The result is that the Cambodia banking sector faces both high risk and high transaction costs in lending to SMEs. On top of that, they do not need to develop the business of lending to small firms when they operate more safely and profitably by lending to large firms. This aspect precludes many SMEs  access to formal finance. One notable exception is the case of ACLEDA which, with its microfinance background, has kept a methodology and focus to address the SME financing needs.

The situation is even more challenging when considering risk capital as it is even more difficult to raise than debt. Startup investment companies, venture funds or “business angel” investors are almost non-existent in the country. The informal and family organization of most SMEs in Cambodia constitutes a barrier for potential investors that find the lack of information and professionalism in Cambodian SMEs to be a major constraint.

The solution: an improved legal framework and a support to SMEs

The issue of SME financing must be addressed in a comprehensive manner: setting up the appropriate framework which requires the improvement of the availability of information,  legal protection of lenders and investors, as well as the support to the SMEs so they can upgrade and have access to bank loans and investments by professional investors.

To that extent, the recent creation of a credit bureau providing information to the lenders on the credit situation of a borrower is a key development with regards to the development of better information.

Also, the initiative towards a reliable system for collateral, land and credit guarantees in order to provide more security to creditors needs to be continued. It is still a lengthy and difficult process to recover credit or realize guarantees in Cambodia and this explains why banks remain cautious when selecting borrowers and continue to have high collateral requirements.

The unavailability and cost of having hard titles in Cambodia in order to be able to use titles as collateral is still to be addressed as well. In view of the heavy taxation and costs they are subject to (tax on profit, VAT, and formal accounting), it is obvious why SMEs prefer to remain in the informal sector.

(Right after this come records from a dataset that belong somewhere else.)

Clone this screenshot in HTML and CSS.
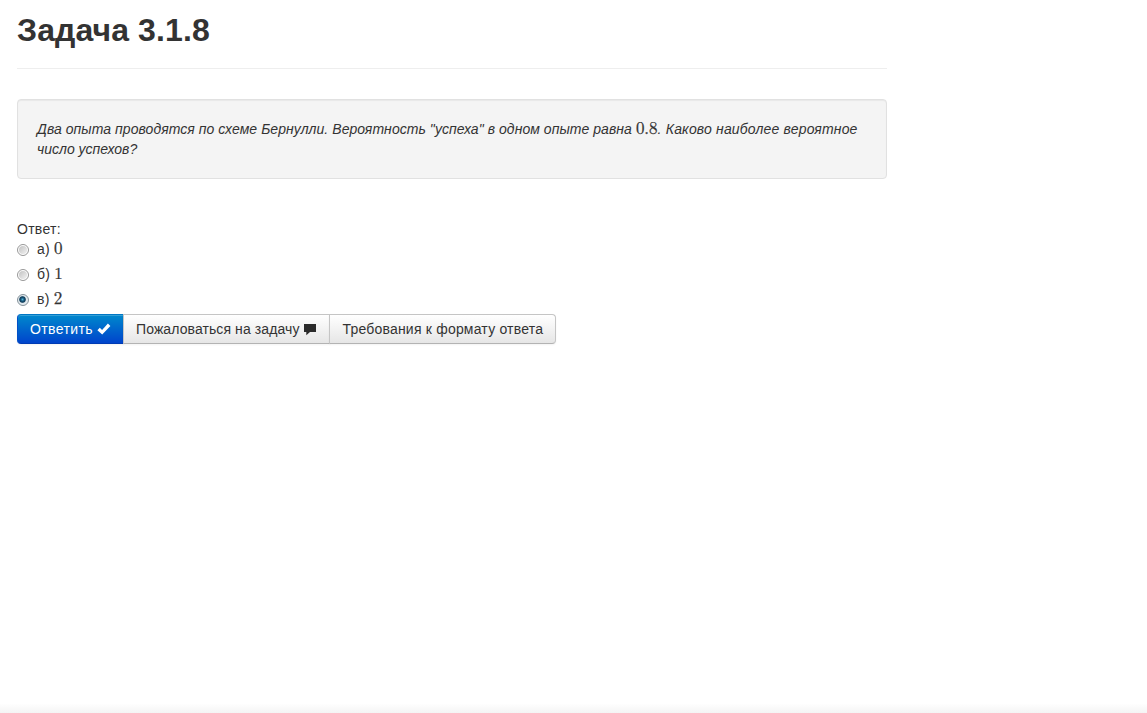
FILE: index.html
```html
<!DOCTYPE html>
<html lang="ru">
<head>
<meta charset="utf-8">
<title>Задача 3.1.8</title>
<link rel="stylesheet" href="styles.css">
</head>
<body>
<main class="page">
  <header class="page-header"><h1 class="title">Задача 3.1.8</h1></header>
  <section class="well"><span class="line line-first">Два опыта проводятся по схеме Бернулли. Вероятность "успеха" в одном опыте равна <span class="math">0.8</span><span class="question">. Каково наиболее вероятное</span></span> <span class="line line-last">число успехов?</span></section>
  <form class="answer">
    <div class="answer-label">Ответ:</div>
    <label class="option"><input class="radio" type="radio" name="answer"><span>а) <span class="math">0</span></span></label>
    <label class="option"><input class="radio" type="radio" name="answer"><span>б) <span class="math">1</span></span></label>
    <label class="option"><input class="radio" type="radio" name="answer" checked><span>в) <span class="math">2</span></span></label>
    <div class="btn-group">
      <button class="btn btn-primary" type="button"><span class="btn-text">Ответить</span><svg class="icon" width="14" height="14" viewBox="0 0 14 14"><path d="M.4 8.2 2.8 5.8 5.1 8 10.9 1.6 13.4 4 5.2 12.6Z" fill="#fff"/></svg></button>
      <button class="btn btn-report" type="button"><span class="btn-text">Пожаловаться на задачу</span><svg class="icon" width="14" height="14" viewBox="0 0 14 14"><path d="M1 2H13V10H7L3.3 13.2V10H1Z" fill="#2b2b2b"/></svg></button>
      <button class="btn btn-format" type="button"><span class="btn-text">Требования к формату ответа</span></button>
    </div>
  </form>
</main>
<div class="bottom-shade"></div>
</body>
</html>
```
FILE: styles.css
```css
* { box-sizing: border-box; }
body {
  margin: 0;
  height: 713px;
  overflow: hidden;
  display: flex;
  flex-direction: column;
  justify-content: space-between;
  background: #fff;
  color: #333;
  font: 14px/20px "Liberation Sans", Arial, sans-serif;
}
.page { width: 870px; margin-left: 17px; }
.page-header {
  height: 69px;
  padding-top: 10px;
  border-bottom: 1px solid #eee;
}
.title { margin: 0; font-size: 32px; line-height: 40px; letter-spacing: .1px; }
.well {
  height: 80px;
  margin: 30px 0 40px;
  padding: 19px;
  border: 1px solid #e1e1e1;
  border-radius: 4px;
  background: #f4f4f4;
  box-shadow: inset 0 1px 1px rgba(0, 0, 0, .05);
  font-style: italic;
}
.line { display: block; white-space: nowrap; }
.line-first { letter-spacing: .055px; }
.question { letter-spacing: .17px; }
.math {
  font: normal 17px/1 "Latin Modern Math", "Liberation Serif", serif;
  letter-spacing: 0;
  -webkit-text-stroke: .25px #333;
}
.answer-label { height: 20px; letter-spacing: .28px; }
.option { display: flex; height: 25px; line-height: 20px; letter-spacing: .25px; }
.option > span { white-space: nowrap; }
.radio {
  appearance: none;
  flex: none;
  width: 12px;
  height: 12px;
  margin: 5px 8px 0 0;
  border: 1px solid #979797;
  border-radius: 50%;
  background: linear-gradient(135deg, #c2c2c2, #f2f2f2) content-box #f4f4f4;
  padding: 1px;
}
.radio:checked {
  border-color: #85929a;
  background: radial-gradient(circle at 45% 45%, #55b4d8 0, #155276 1.8px, #123f5c 2.8px, #e3eaee 3.8px);
}
.btn-group { display: flex; }
.btn {
  display: flex;
  align-items: center;
  gap: 4px;
  height: 30px;
  margin: 0 0 0 -1px;
  padding: 0 12px;
  border: 1px solid #c5c5c5;
  border-bottom-color: #b3b3b3;
  background: linear-gradient(#fff, #e6e6e6);
  box-shadow: inset 0 1px 0 rgba(255, 255, 255, .2), 0 1px 2px rgba(0, 0, 0, .05);
  color: #333;
  font: inherit;
  white-space: nowrap;
}
.btn-primary {
  margin-left: 0;
  border-color: #0077c4 #0050c8 #003bb3;
  border-radius: 4px 0 0 4px;
  background: linear-gradient(#0088cc, #0044cc);
  color: #fff;
  letter-spacing: .4px;
}
.btn-report { letter-spacing: .09px; }
.btn-format { letter-spacing: .2px; }
.btn:last-child { border-radius: 0 4px 4px 0; }
.icon { flex: none; }
.bottom-shade { height: 9px; background: linear-gradient(#fefefe, #f4f4f4); }
```
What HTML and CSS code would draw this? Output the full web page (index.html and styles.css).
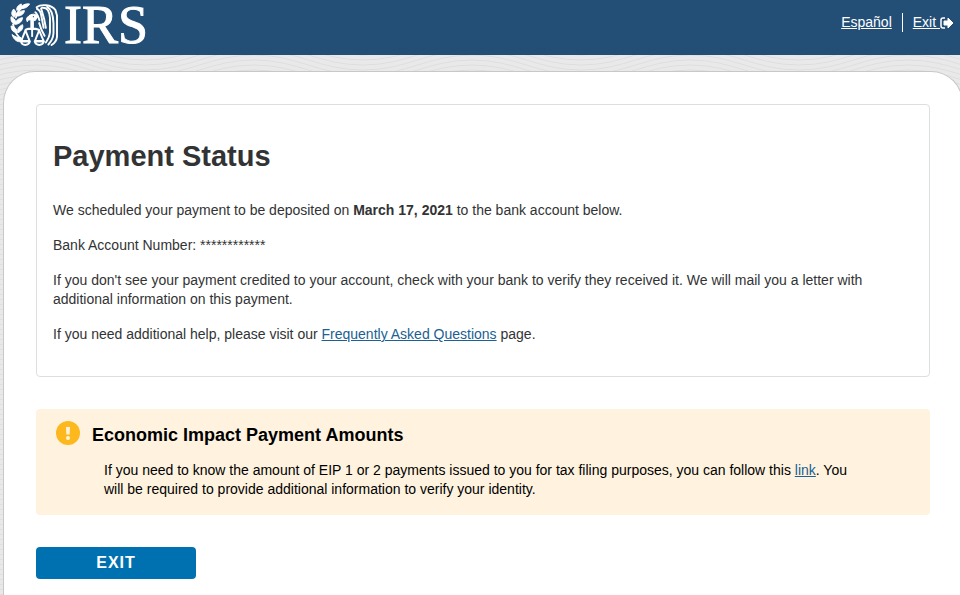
FILE: index.html
```html
<!DOCTYPE html>
<html lang="en">
<head>
<meta charset="utf-8">
<title>Payment Status</title>
<link rel="stylesheet" href="styles.css">
</head>
<body>
<svg class="wave-backdrop" aria-hidden="true">
  <defs>
    <pattern id="waves" x="36" y="0" width="218" height="5" patternUnits="userSpaceOnUse">
      <g fill="none" stroke="#dedede">
        <path d="M0-20C44-20 65 0 109 0S174-20 218-20"/>
        <path d="M0-15C44-15 65 5 109 5S174-15 218-15"/>
        <path d="M0-10C44-10 65 10 109 10S174-10 218-10"/>
        <path d="M0-5C44-5 65 15 109 15S174-5 218-5"/>
        <path d="M0 0C44 0 65 20 109 20S174 0 218 0"/>
        <path d="M0 5C44 5 65 25 109 25S174 5 218 5"/>
      </g>
    </pattern>
  </defs>
  <rect width="100%" height="100%" fill="url(#waves)"/>
</svg>
<header class="site-header">
  <div class="brand">
    <svg class="emblem" viewBox="0 0 156 138" aria-hidden="true">
      <g fill="#fff" stroke="#fff" stroke-width="3" stroke-linejoin="round">
        <path d="M35 3C25 7 19 14 21 23C31 20 37 12 35 3Z"/>
        <path d="M61 3C47 1 36 8 30 17C43 19 55 14 61 3Z"/>
        <path d="M11 19C3 29 3 37 12 45C21 35 19 27 11 19Z"/>
        <path d="M45 24C31 24 21 31 19 41C33 42 43 35 45 24Z"/>
        <path d="M3 43C1 56 6 64 16 67C20 57 14 48 3 43Z"/>
        <path d="M39 46C25 48 16 56 17 67C30 65 38 57 39 46Z"/>
        <path d="M3 72C3 85 10 93 23 93C22 82 14 74 3 72Z"/>
        <path d="M39 68C27 73 21 82 25 93C37 87 42 78 39 68Z"/>
        <path d="M6 99C11 115 22 124 36 121L33 109C24 109 16 106 6 99Z"/>
        <path d="M54 45C60 37 70 33 80 36L90 42L84 46L80 54L73 56V82H65V53H57L54 59C50 53 51 48 54 45Z"/>
      </g>
      <g fill="none" stroke="#fff" stroke-width="6" stroke-linejoin="round" stroke-linecap="round">
        <path d="M9 67C14 89 20 105 36 113"/>
        <path d="M18 46C21 27 34 13 54 6"/>
        <path d="M49 84L57 81H80L90 84" stroke-width="7"/>
        <path d="M69 81V104"/>
        <path d="M48 86L35 119H61Z"/><path d="M34 121C37 135 58 135 62 121Z"/>
        <path d="M91 86L78 119H105Z"/><path d="M77 121C81 135 102 135 106 121Z"/>
        <path d="M84 18C94 22 97 32 98 41L105 78M79 29C85 33 88 43 92 54"/>
        <path d="M97 17C102 33 108 48 112 78"/>
        <path d="M83 13C96 3 130 4 142 22L147 39V106C146 117 140 125 130 132"/>
        <path d="M100 15C118 13 123 27 125 47V91C124 106 118 115 112 124"/>
        <path d="M116 12C132 20 135 39 136 63V95C135 109 129 121 120 130"/>
        <path d="M91 63C95 79 101 91 108 103"/>
      </g>
      <circle cx="73" cy="43" r="2" fill="#234f77"/>
    </svg>
    <span class="brand-name">IRS</span>
  </div>
  <nav class="utility-nav" aria-label="Utility">
    <a class="utility-link" href="#">Español</a>
    <a class="utility-link utility-exit" href="#">Exit <svg class="exit-icon" viewBox="0 0 14 12" aria-hidden="true"><path d="M5 1H3Q1 1 1 3V9Q1 11 3 11H5" fill="none" stroke="#fff" stroke-width="1.5"/><path d="M4 4H8V1L13 6L8 11V8H4Z" fill="#fff" stroke="#fff" stroke-linejoin="round"/></svg></a>
  </nav>
</header>
<main class="page-card">
  <section class="status-panel">
    <h1>Payment Status</h1>
    <p>We scheduled your payment to be deposited on <strong>March 17, 2021</strong> to the bank account below.</p>
    <p>Bank Account Number: ************</p>
    <p>If you don't see your payment credited to your account, check with your bank to verify they received it. We will mail you a letter with additional information on this payment.</p>
    <p>If you need additional help, please visit our <a href="#">Frequently Asked Questions</a> page.</p>
  </section>
  <section class="notice">
    <svg class="notice-icon" viewBox="0 0 24 24" aria-hidden="true"><circle cx="12" cy="12" r="12" fill="#fdb81e"/><path d="M10 6H14L13.6 13.5H10.4Z" fill="#fff3df"/><circle cx="12" cy="17" r="2" fill="#fff3df"/></svg>
    <div class="notice-body">
      <h2>Economic Impact Payment Amounts</h2>
      <p>If you need to know the amount of EIP 1 or 2 payments issued to you for tax filing purposes, you can follow this <a href="#">link</a>. You will be required to provide additional information to verify your identity.</p>
    </div>
  </section>
  <button class="exit-button" type="button">EXIT</button>
</main>
</body>
</html>
```
FILE: styles.css
```css
* { box-sizing: border-box; }

body {
  position: relative;
  margin: 0;
  min-height: 100vh;
  overflow-x: hidden;
  color: #323334;
  font: 14px/19px "Liberation Sans", Arial, sans-serif;
  background: #e9e9e9;
}

a { color: #205f91; }

.wave-backdrop {
  position: absolute;
  inset: 0;
  z-index: -1;
  width: 100%;
  height: 100%;
}

.site-header {
  display: flex;
  justify-content: space-between;
  align-items: flex-start;
  height: 55px;
  padding: 0 6px 0 10px;
  background: #234f77;
  color: #fff;
}

.brand {
  display: flex;
  align-items: center;
  gap: 4px;
  height: 50px;
}

.emblem { width: 50px; height: 44px; }

.brand-name {
  font: 54px/55px "Liberation Serif", "Times New Roman", serif;
  -webkit-text-stroke: 1px #fff;
}

.utility-nav { display: flex; padding-top: 13px; }

.utility-link { color: #fff; line-height: 19px; }

.utility-exit {
  margin-left: 10px;
  padding-left: 10px;
  border-left: 1px solid #fff;
}

.exit-icon { width: 14px; height: 12px; vertical-align: -2px; }

.page-card {
  margin: 16px -3px 0 3px;
  padding: 32px 32px 16px;
  border: 1px solid #c8c8c8;
  border-bottom: 0;
  border-radius: 32px 32px 0 0;
  background: #fff;
}

.status-panel {
  padding: 32px 16px;
  border: 1px solid #dcdee0;
  border-radius: 4px;
}

.status-panel h1 {
  margin: 0 0 26px;
  font-size: 29px;
  line-height: 38px;
}

.status-panel p { margin: 0 0 16px; }

.status-panel p:last-child { margin: 0; }

.notice {
  display: flex;
  gap: 12px;
  margin: 32px 0;
  padding: 12px 60px 16px 20px;
  border-radius: 4px;
  background: #fff3df;
  color: #000;
}

.notice-icon { flex: none; width: 24px; height: 24px; }

.notice h2 { margin: 0; font-size: 18px; line-height: 28px; }

.notice p { margin: 12px 0 0 12px; }

.exit-button {
  display: block;
  width: 160px;
  height: 32px;
  padding: 0;
  border: 0;
  border-radius: 4px;
  background: #0071b0;
  color: #fff;
  font: bold 16px/32px "Liberation Sans", Arial, sans-serif;
  letter-spacing: 1px;
}
```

Yet a formal legal and accounting framework can help them gain easier access to funding and can help them do business with bigger customers.

A strategy to support SMEs would therefore include a process to help them transition from informal to formal status and provide them with a management and governance support to better understand and improve their businesses. The use or set up of dedicated companies to provide that support would definitely be crucial.

The road to develop access to credit remains challenging but examples in other ASEAN countries indicate that appropriate reforms towards more accurate information, adequate accounting standards, product diversification and contract enforcement for collateral recovery are the road to success.

As ASEAN integrates, regional initiatives aiming at facilitating cross-border financing for SMEs will be very important in the future, and the diversity in economic development of the member countries is a real opportunity.

Before the implementation of regional measures and cross border financing, capacity building, training and information exchange from more developed ASEAN members to other members should be the first step towards a higher level of integration, and a better one then addressing land disputes.